One of the big events in the jam packed community calendar for the American Visionary Art Museum is an annual “kinetic sculpture race” where large parts of the community get together to create bedazzled cars and different forms of road transportation and parade around Baltimore. This is evident with the disco ball of a school bus that is parked right out the front of the main entrance.

Another cool thing about this museum is the gift shop where you can actually buy the works of the artists who are on exhibit. That in combination with a whole bunch of weird crap.

Admission: $15.95 but feels like a good cause

Digital engagement: Outsider designed, crap-tastic, unresponsive website feels totally apt. A digital layer could really help the thesis-length didactic panels visitors are supposed to read through the museum.

National Cryptologic Museum


Elizabeth and I jump back in the tiny car and head back towards DC. Just off the highway is the National Security Agency’s infamous headquarters. This is the well publicised, gleaming dark pair of cubes where phones are tapped, computers are hacked and Edward Snowden spent a lot of his time when not in exile. It’s a scary looking building in real life, surrounded by razor wire and unmarked vans. They also happen to have a super cute museum onsite! The National Cryptologic Museum celebrates the history of cryptology in the USA, largely focussed on code breaking and eavesdropping during a series of wars. On this day it also doubles as a military graduation ceremony which we dodge on the way in the front door of this fairly unattractive building.
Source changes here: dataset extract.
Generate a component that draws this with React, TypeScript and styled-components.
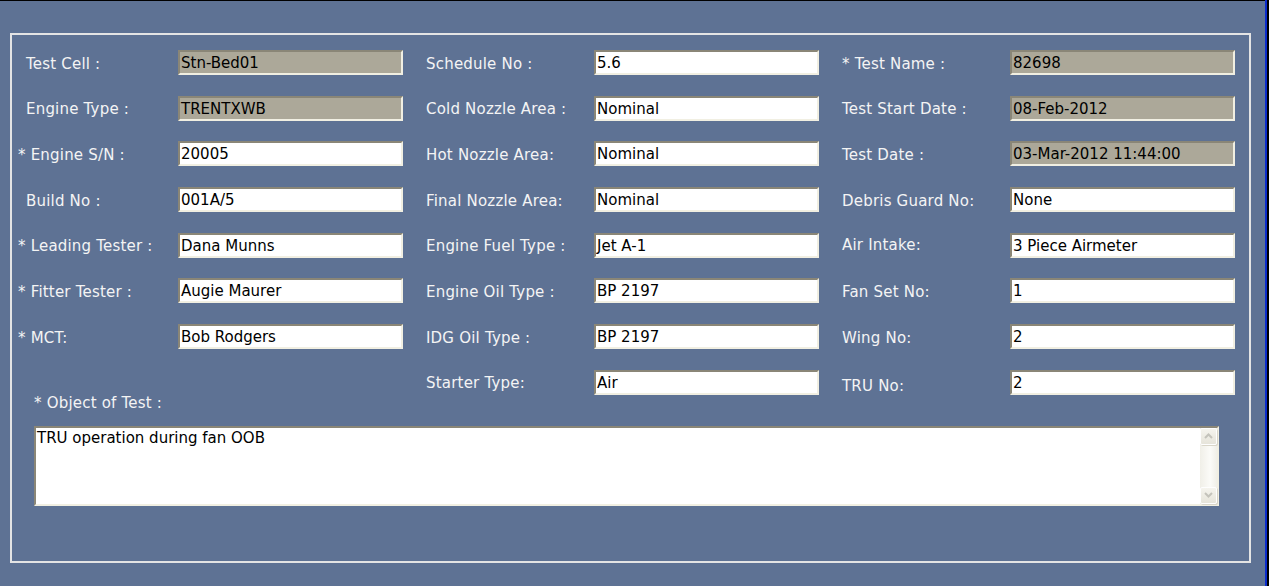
import React from "react";
import styled, { createGlobalStyle } from "styled-components";

const Global = createGlobalStyle`
  html, body { margin: 0; padding: 0; background: #5e7294; }
  body { font-family: "DejaVu Sans", "Liberation Sans", sans-serif; }
  * { box-sizing: border-box; }
`;

const Window = styled.div`
  display: flex;
  width: 1269px;
  height: 586px;
  background: #5e7294;
  overflow: hidden;
`;

const Main = styled.div`
  flex: 1;
  border-top: 1px solid #000;
  padding: 32px 14px 0 10px;
`;

const RightEdge = styled.div`
  width: 4px;
  border-left: 2px solid #0a2ccc;
  background: #000;
`;

const Panel = styled.div`
  width: 1241px;
  height: 530px;
  border: 2px solid #e4e4e4;
  padding: 15px 0 0 6px;
`;

const FieldGrid = styled.div`
  display: grid;
  grid-template-columns: 160px 225px 23px 168px 225px 23px 168px 225px;
  grid-auto-rows: 25px;
  row-gap: 20.7px;
`;

const Label = styled.div<{ $indent?: boolean; $col: number; $shift?: number }>`
  grid-column: ${(p) => (p.$col === 0 ? 1 : p.$col === 1 ? 4 : 7)};
  display: flex;
  align-items: center;
  padding-left: ${(p) => (p.$indent ? 8 : 0)}px;
  padding-top: ${(p) => 2 + Math.max(0, p.$shift ?? 0) * 2}px;
  padding-bottom: ${(p) => Math.max(0, -(p.$shift ?? 0)) * 2}px;
  color: #f4f4f4;
  font-size: 15px;
  letter-spacing: 0.2px;
  white-space: nowrap;
`;

const Field = styled.div<{ $col: number; $disabled?: boolean }>`
  grid-column: ${(p) => (p.$col === 0 ? 2 : p.$col === 1 ? 5 : 8)};
  background: ${(p) => (p.$disabled ? "#aca899" : "#ffffff")};
  border-style: solid;
  border-width: 2px;
  border-color: #8a8677 #f1efe2 #f1efe2 #8a8677;
  padding: 1px 1px 0;
  display: flex;
  align-items: center;
  color: #000;
  font-size: 15px;
  white-space: nowrap;
  overflow: hidden;
`;

const ObjectSection = styled.div`
  padding: 0 0 0 16px;
`;

const ObjectLabel = styled.div`
  color: #f4f4f4;
  font-size: 15px;
  letter-spacing: 0.2px;
  height: 17px;
  margin-bottom: 14px;
  display: flex;
  align-items: center;
`;

const TextArea = styled.div`
  width: 1185px;
  height: 80px;
  background: #fff;
  border-style: solid;
  border-width: 2px;
  border-color: #8a8677 #f1efe2 #f1efe2 #8a8677;
  display: flex;
`;

const TextBody = styled.div`
  flex: 1;
  padding: 1px 1px;
  font-size: 15px;
  color: #000;
`;

const ScrollBar = styled.div`
  width: 17px;
  display: flex;
  flex-direction: column;
  justify-content: space-between;
  background: linear-gradient(to right, #f0efe8, #fbfbf8 60%, #f0efe8);
`;

const ScrollButton = styled.div`
  width: 17px;
  height: 17px;
  border: 1px solid #fefefe;
  border-radius: 2px;
  background: linear-gradient(#f5f4ee, #e6e4da);
  box-shadow: 1px 1px 0 #d9d6c9;
  display: flex;
  align-items: center;
  justify-content: center;
`;

const Arrow = ({ down }: { down?: boolean }) => (
  <svg width="9" height="6" viewBox="0 0 9 6">
    <path
      d={down ? "M1 1 L4.5 4.5 L8 1" : "M1 5 L4.5 1.5 L8 5"}
      fill="none"
      stroke="#c4c3bb"
      strokeWidth="2"
    />
  </svg>
);

type Row = { label: string; req?: boolean; value: string; disabled?: boolean; shift?: number };

const col1: Row[] = [
  { label: "Test Cell :", value: "Stn-Bed01", disabled: true },
  { label: "Engine Type :", value: "TRENTXWB", disabled: true },
  { label: "* Engine S/N :", req: true, value: "20005" },
  { label: "Build No :", value: "001A/5" },
  { label: "* Leading Tester :", req: true, value: "Dana Munns" },
  { label: "* Fitter Tester :", req: true, value: "Augie Maurer" },
  { label: "* MCT:", req: true, value: "Bob Rodgers" },
];

const col2: Row[] = [
  { label: "Schedule No :", value: "5.6" },
  { label: "Cold Nozzle Area :", value: "Nominal" },
  { label: "Hot Nozzle Area:", value: "Nominal" },
  { label: "Final Nozzle Area:", value: "Nominal" },
  { label: "Engine Fuel Type :", value: "Jet A-1" },
  { label: "Engine Oil Type :", value: "BP 2197" },
  { label: "IDG Oil Type :", value: "BP 2197" },
  { label: "Starter Type:", value: "Air" },
];

const col3: Row[] = [
  { label: "* Test Name :", value: "82698", disabled: true },
  { label: "Test Start Date :", value: "08-Feb-2012", disabled: true },
  { label: "Test Date :", value: "03-Mar-2012 11:44:00", disabled: true },
  { label: "Debris Guard No:", value: "None" },
  { label: "Air Intake:", value: "3 Piece Airmeter", shift: -1 },
  { label: "Fan Set No:", value: "1" },
  { label: "Wing No:", value: "2" },
  { label: "TRU No:", value: "2", shift: 2.5 },
];

export default function App() {
  const rows: React.ReactNode[] = [];
  for (let i = 0; i < 8; i++) {
    [col1, col2, col3].forEach((col, c) => {
      const r = col[i];
      if (!r) return;
      rows.push(
        <Label
          key={`l${c}-${i}`}
          $col={c}
          $indent={c === 0 && !r.req}
          $shift={r.shift}
          style={{ gridRow: i + 1 }}
        >
          {r.label}
        </Label>,
        <Field key={`f${c}-${i}`} $col={c} $disabled={r.disabled} style={{ gridRow: i + 1 }}>
          {r.value}
        </Field>
      );
    });
  }
  return (
    <>
      <Global />
      <Window>
        <Main>
          <Panel>
            <FieldGrid>{rows}</FieldGrid>
            <ObjectSection>
              <ObjectLabel>* Object of Test :</ObjectLabel>
              <TextArea>
                <TextBody>TRU operation during fan OOB</TextBody>
                <ScrollBar>
                  <ScrollButton>
                    <Arrow />
                  </ScrollButton>
                  <ScrollButton>
                    <Arrow down />
                  </ScrollButton>
                </ScrollBar>
              </TextArea>
            </ObjectSection>
          </Panel>
        </Main>
        <RightEdge />
      </Window>
    </>
  );
}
The entry area discusses code more generally along with a miniature village and train set which introduces the ‘hobo code’ – a series of pictograms used by hobos since the 1920s in America to inform other vagrants of the properties of specific locations. Symbols meaning “religious talk gets free meal” or “kind woman, tell pitiful story” are placed surreptitiously near landmarks to help hobos make ends meet. The code allegedly exists today and many are still indecipherable by the regular Joe.

The National Cryptologic Museum – interior (click to explore)

We jump on the back of a tour led by a docent who formerly worked for the NSA. He take introduces us to the US military’s code breaking success with a telegram from the then foreign minister in Germany before the beginning of WW2 to the president of Mexico. Recognising the encoded message as being suspect, the military cracked the it to reveal a memo suggesting that if Mexico chose to invade the southern United States, Germany would happily grant them the states of California, Nevada, Utah, most of Arizona, half of New Mexico, a quarter of Colorado and a small section of Wyoming – all lost to the USA in the Mexican-American war. Mexico thankfully politely declined. Germany was held to account however Japan denied any knowledge until the subsequent bombing of Pearl Harbour.

There was also a fairly large room dedicated to the Enigma Machine, once an adapted typewriter used for encoding commercial communications and bank transactions, it became the favoured cipher machine of Nazi Germany during the war. The device itself was said to be uncrackable yet, thanks to that good ol’ American ingenuity again was masterfully solved by a replica machine that was produced in the USA without ever seeing the original. In fact, a genuine Enigma Machine was only seen by US forces at the end of the war once Germany had been invaded.


The Enigma Machine.

The kitchy Cold War exhibit, replete with machines that buzz and whizz also contains a small exhibit on Ethel and Julius Rosenberg, an American Jewish couple who were sent to the chair my divulging secrets to the Soviet Union. The Venona project was a counter-intelligence pusch by the then US Army’s Signal Intelligence Service (which later became the NSA) which helped to prosecute the Rosenbergs. It was later revealed that their prosecution was likely a result of Soviet paranoia and that Ethel herself had little knowledge of the charges put before her. All of this was largely due to lawyer Roy Cohn, in life a good pal of the current President of the United States of America. So it goes.

Admission: Free, although our calls may have been tapped. This may be the price you have to pay.

Digital engagement: Website is piggy-backed off the NSA’s official site and is appropriately bureaucratic. There’s a kinda cool rotating globe thingy in the contemporary cryptology exhibit that responds to a touch screen with different crypto-content with a global focus.